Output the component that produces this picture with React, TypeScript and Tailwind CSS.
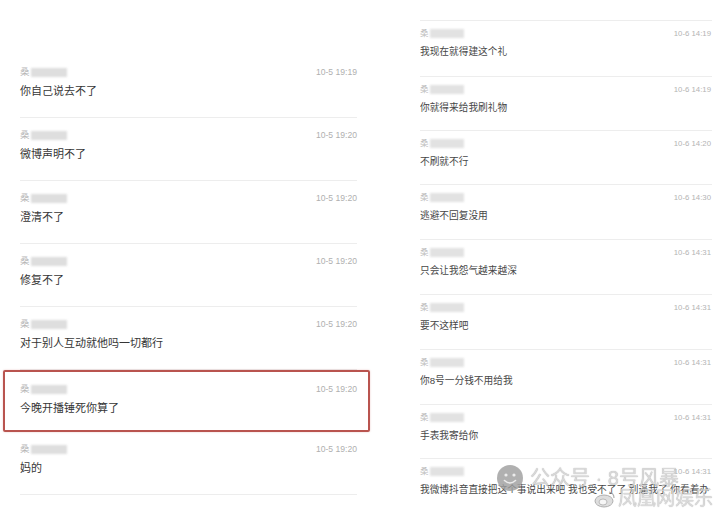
import React from "react";

const font = "font-['Liberation_Sans','Noto_Sans_CJK_SC',sans-serif]";

const leftRows = [
  { msg: "你自己说去不了", time: "10-5 19:19" },
  { msg: "微博声明不了", time: "10-5 19:20" },
  { msg: "澄清不了", time: "10-5 19:20" },
  { msg: "修复不了", time: "10-5 19:20" },
  { msg: "对于别人互动就他吗一切都行", time: "10-5 19:20" },
];

const rightRows = [
  { msg: "我现在就得建这个礼", time: "10-6 14:19", h: "h-[56px]" },
  { msg: "你就得来给我刷礼物", time: "10-6 14:19", h: "h-[54px]" },
  { msg: "不刷就不行", time: "10-6 14:20", h: "h-[54px]" },
  { msg: "逃避不回复没用", time: "10-6 14:30", h: "h-[55px]" },
  { msg: "只会让我怨气越来越深", time: "10-6 14:31", h: "h-[55px]" },
  { msg: "要不这样吧", time: "10-6 14:31", h: "h-[55px]" },
  { msg: "你8号一分钱不用给我", time: "10-6 14:31", h: "h-[55px]" },
  { msg: "手表我寄给你", time: "10-6 14:31", h: "h-[54px]" },
  { msg: "我微博抖音直接把这个事说出来吧 我也受不了了 别逼我了 你看着办", time: "10-6 14:31", h: "h-[56px]" },
];

function Name({ small }: { small?: boolean }) {
  return (
    <div className="flex items-center">
      <span className={small ? "text-[8.5px] leading-none text-[#bbbbbb]" : "text-[9.5px] leading-none text-[#b8b8b8]"}>
        桑
      </span>
      <span className={small ? "ml-[1px] w-[34px] h-[9px] bg-[#e2e2e2] blur-[1px]" : "ml-[1px] w-[36px] h-[9px] bg-[#dedede] blur-[1px]"} />
    </div>
  );
}

function LeftRowBody({ msg, time }: { msg: string; time: string }) {
  return (
    <div className="flex flex-col gap-[4px]">
      <div className="flex justify-between items-center h-[12px]">
        <Name />
        <span className="text-[8.6px] leading-none text-[#b0b0b0]">{time}</span>
      </div>
      <div className="h-[18px] text-[11px] leading-[18px] text-[#363636]">{msg}</div>
    </div>
  );
}

export default function App() {
  return (
    <div className={`relative w-[720px] h-[513px] bg-white flex overflow-hidden ${font}`}>
      {/* left screenshot */}
      <div className="w-[395px] pt-[55px]">
        {leftRows.map((r, i) => (
          <div key={i} className="ml-[20px] w-[337px] h-[63px] pt-[11px] border-b border-[#ededed]">
            <LeftRowBody msg={r.msg} time={r.time} />
          </div>
        ))}
        <div className="ml-[3px] w-[367px] h-[62px] border-2 border-[#b9544f] rounded-[2px] pl-[15px] pr-[11px] pt-[11px] shadow-[0_0_2px_rgba(185,84,79,0.35)]">
          <LeftRowBody msg="今晚开播锤死你算了" time="10-5 19:20" />
        </div>
        <div className="ml-[20px] w-[337px] h-[63px] pt-[11px] border-b border-[#ededed]">
          <LeftRowBody msg="妈的" time="10-5 19:20" />
        </div>
      </div>

      {/* right screenshot */}
      <div className="pt-[20px] pl-[25px]">
        {rightRows.map((r, i) => (
          <div key={i} className={`w-[292px] ${r.h} border-t border-[#ededed] pt-[7px] flex flex-col gap-[5px]`}>
            <div className="flex justify-between items-center h-[11px] pr-[1px]">
              <Name small />
              <span className="text-[7.8px] leading-none text-[#b4b4b4]">{r.time}</span>
            </div>
            <div className="h-[16px] text-[9.7px] leading-[16px] text-[#474747] whitespace-nowrap overflow-hidden">
              {r.msg}
            </div>
          </div>
        ))}
      </div>

      {/* watermark */}
      <div className="absolute left-[496px] top-[464px] flex items-center gap-[6px] opacity-80">
        <svg width="28" height="28" viewBox="0 0 28 28">
          <circle cx="14" cy="14" r="13" fill="#9d9d9d" />
          <circle cx="10" cy="11" r="1.6" fill="#e8e8e8" />
          <circle cx="18" cy="11" r="1.6" fill="#e8e8e8" />
          <path d="M8.5 16.5 Q14 21.5 19.5 16.5" stroke="#e8e8e8" strokeWidth="1.6" fill="none" strokeLinecap="round" />
        </svg>
        <span className="text-[20px] leading-none text-[#cfcfcf] [text-shadow:0_0_1px_#8f8f8f]">
          公众号 · 8号风暴
        </span>
      </div>
      <div className="absolute left-[594px] top-[489px] flex items-center gap-[2px] opacity-80">
        <svg width="22" height="18" viewBox="0 0 22 18">
          <ellipse cx="10" cy="11" rx="9" ry="6" fill="#d6d6d6" stroke="#9a9a9a" strokeWidth="1" />
          <ellipse cx="9" cy="12" rx="4" ry="3" fill="#f4f4f4" stroke="#9a9a9a" strokeWidth="0.8" />
          <path d="M15 2 Q20 3 20 8" stroke="#9a9a9a" strokeWidth="1.2" fill="none" />
        </svg>
        <span className="text-[19px] leading-none text-[#d2d2d2] [text-shadow:0_0_1px_#8f8f8f]">凤凰网娱乐</span>
      </div>
    </div>
  );
}
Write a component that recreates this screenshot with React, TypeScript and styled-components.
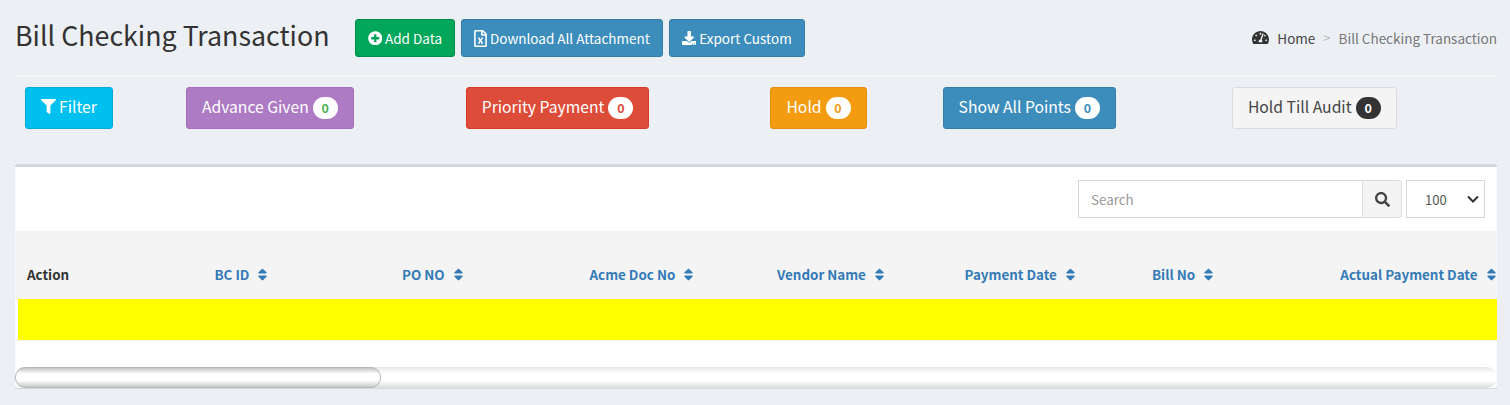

◇ ◇ ◇ ◇ ◇

*WRITTEN INSTRUCTION:* Go through the records above, find every line with the word "that", and list those lines.

*OUTPUT BELOW:*
Output the component that produces this picture with React, TypeScript and Tailwind CSS.
Write a component that recreates this screenshot with React, TypeScript and styled-components.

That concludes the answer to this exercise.